NEW PORT RICHEY — Pasco County drivers might end up paying 5 cents more for every gallon of gas to pay for road maintenance after years of budget cuts.
The increase, if approved by Pasco officials, would put the county at the top for what Tampa Bay area motorists pay in so-called local option taxes, or gas taxes. The levy would jump to 12 cents a gallon, the maximum state law allows.
Drivers in Hernando pay 9 cents a gallon — that's the bay area's next highest level — while Pinellas and Hillsborough motorists pay 7 cents per gallon in gas taxes.
"It would definitely hurt," said Matthew Weber, 36, of Tarpon Springs who commutes about 80 miles a day to his job at Sherwin Williams in Brooksville.
Gas prices are cheaper in Port Richey and New Port Richey, where Weber fills up, but the hike might prompt him to buy gas elsewhere, or purchase a more fuel efficient vehicle than his Mitsubishi Montero SUV.
"I think a Prius might be in my future," he said.
Pasco commissioners haven't signed off on the increase and could whittle it down before a public hearing Sept. 10. The new tax would go into effect Oct. 1.
On Tuesday, county staff told commissioners that everything from mowing grass to fixing potholes is lagging, with some jobs delayed weeks or even months because of funding cuts that started with the recession.
Pasco's road maintenance budget was $8.9 million in 2008, but now is down to $6.3 million. Like other counties, Pasco supplements the budget, but during the recession that amount gradually declined too.
In practical terms, that has meant longer response times to citizen complaints.
At the start of the recession in 2007, it took about a week to respond to a citizen request to fix a pothole. Now it takes about 46 days, said public works director Mike Garrett. And what used to take nine days to trim a low-hanging branch in a right-of-way now takes 105 days, he said.
The county staff says the situation will only worsen as roads age and fall into disrepair. The road maintenance staff is less than half of what it was in 2007.
Commissioners don't doubt the need to tackle road maintenance, but they're divided on whether to raise gas taxes to accomplish that. They might push for a smaller increase.
"I'm going to support what the majority will support," Commission Chairman Ted Schrader said after Tuesday's meeting. "If there's enough support for 5 cents, I'll support it, but I don't think there's enough support for 5 cents. I'm comfortable with 3 or 4 cents."
Commissioner Kathryn Starkey said she doesn't want to hike gas taxes either, but worries what will happen to roads if the commission doesn't act.
"If we don't get our maintenance program going it will cost us a lot more later on," she said.
Gas taxes typically go toward patching pot holes, mowing grass, trimming trees and tending to routine repairs. Many counties supplement those levies with other taxes, some spread over several different funds.
Hernando, for example, devotes $4.9 million in property taxes to road maintenance in addition to its gas tax levy. Hillsborough allocates an additional $14.5 from its general fund and $1.7 from its municipal service fund for road work.
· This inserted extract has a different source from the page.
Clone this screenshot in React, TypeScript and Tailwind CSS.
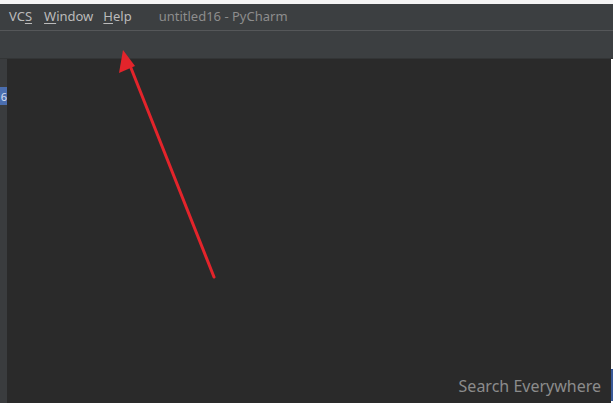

By comparison, Pasco allocates relatively little to its road budget — $2.9 million in sales taxes on top the 7-cent gas tax.
County staff recommended increasing the gas tax because it's collected from local drivers as well as motorists outside the county.
County Administrator Michele Baker, in her presentation to commissioners, said motorists might pay more for gas in Pasco, but prices already vary widely among bay area service stations, depending on location, traffic, the stations' profit margins and other costs.
The alternative to not hiking taxes, she said, is further deterioration of county roads.
Not everybody is worried about the increase. Tiffany Lindiakos, 18, a student at Pasco-Hernando Community College, said she only drives about 50 miles a week, spending about $25 every two weeks on gas.
"To me it doesn't make much of a difference," she said. "It goes up and down a lot anyways."